Mostrou preocupação quando se vê os jovens cubanos saírem do país para aproveitarem a lei de ajuste, porque é sinal de que as pessoas estão correndo contra o tempo para tornarem-se cidadãos dos Estados Unidos, “porque, no momento em que terminar o bloqueio, essa leia vai cair”. Mas Cuba tem que perguntar-se por que os jovens formados na revolução querem ser cidadãos dos Estados Unidos?

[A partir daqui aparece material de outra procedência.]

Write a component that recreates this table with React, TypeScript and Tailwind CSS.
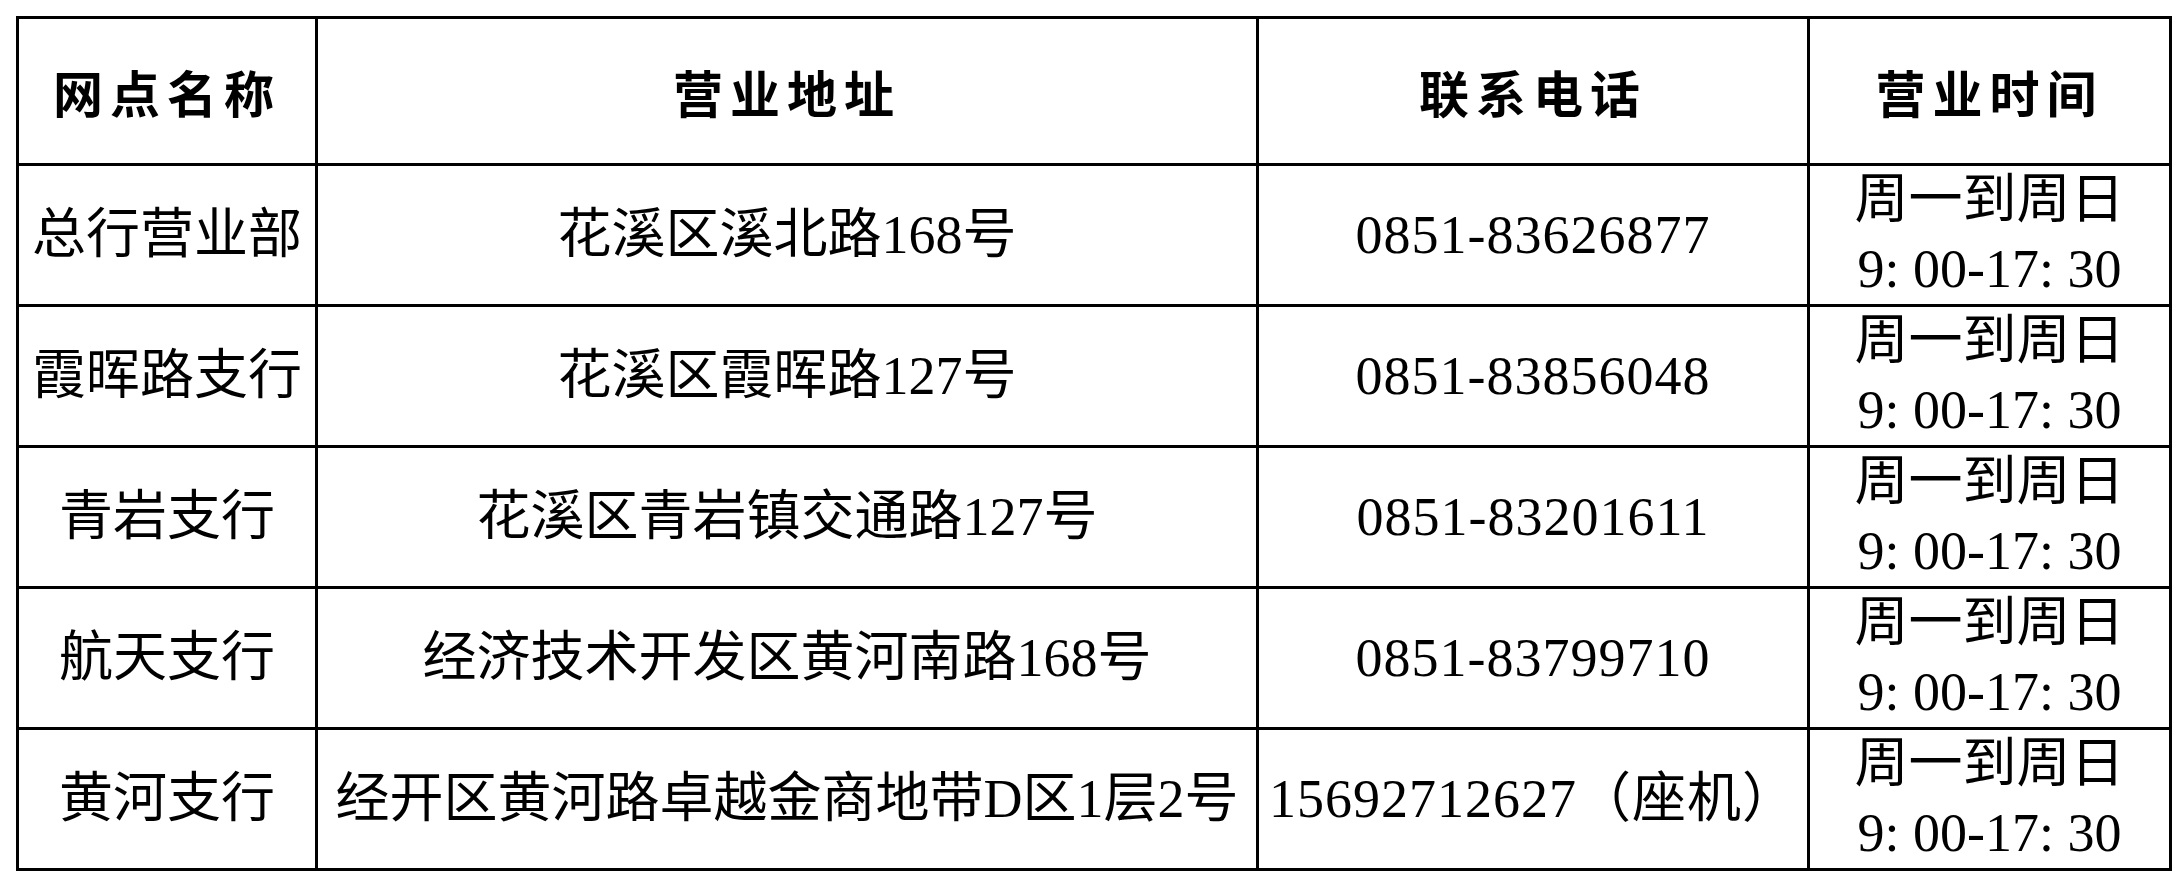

“O perigo que existe aqui, diz, é que a revolução veja esses jovens como um fato do passado e não um desafio do futuro, e, quando as pessoas veem como um fato do passado, já olham as coisas não por seus valores, por seu horizonte revolucionário, mas pelo consumismo”.
O socialismo, afirmou, cometeu o erro de socializar os bens materiais e não socializou suficientemente os bens espirituais, porque um pequeno grupo não podia ter sonhos de coisas diferentes do que podiam fazer, e os outros tiveram que aceitar.
“O capitalismo fez isso ao contrário, socializou os sonhos para privatizar os bens materiais… E aí chega o sofrimento dos jovens, que põem sua vida em quatro coisas: dinheiro, fama, poder e beleza; vem a frustração dos falsos valores, que sempre vem de onde colocamos nossa expectativa”, concluiu.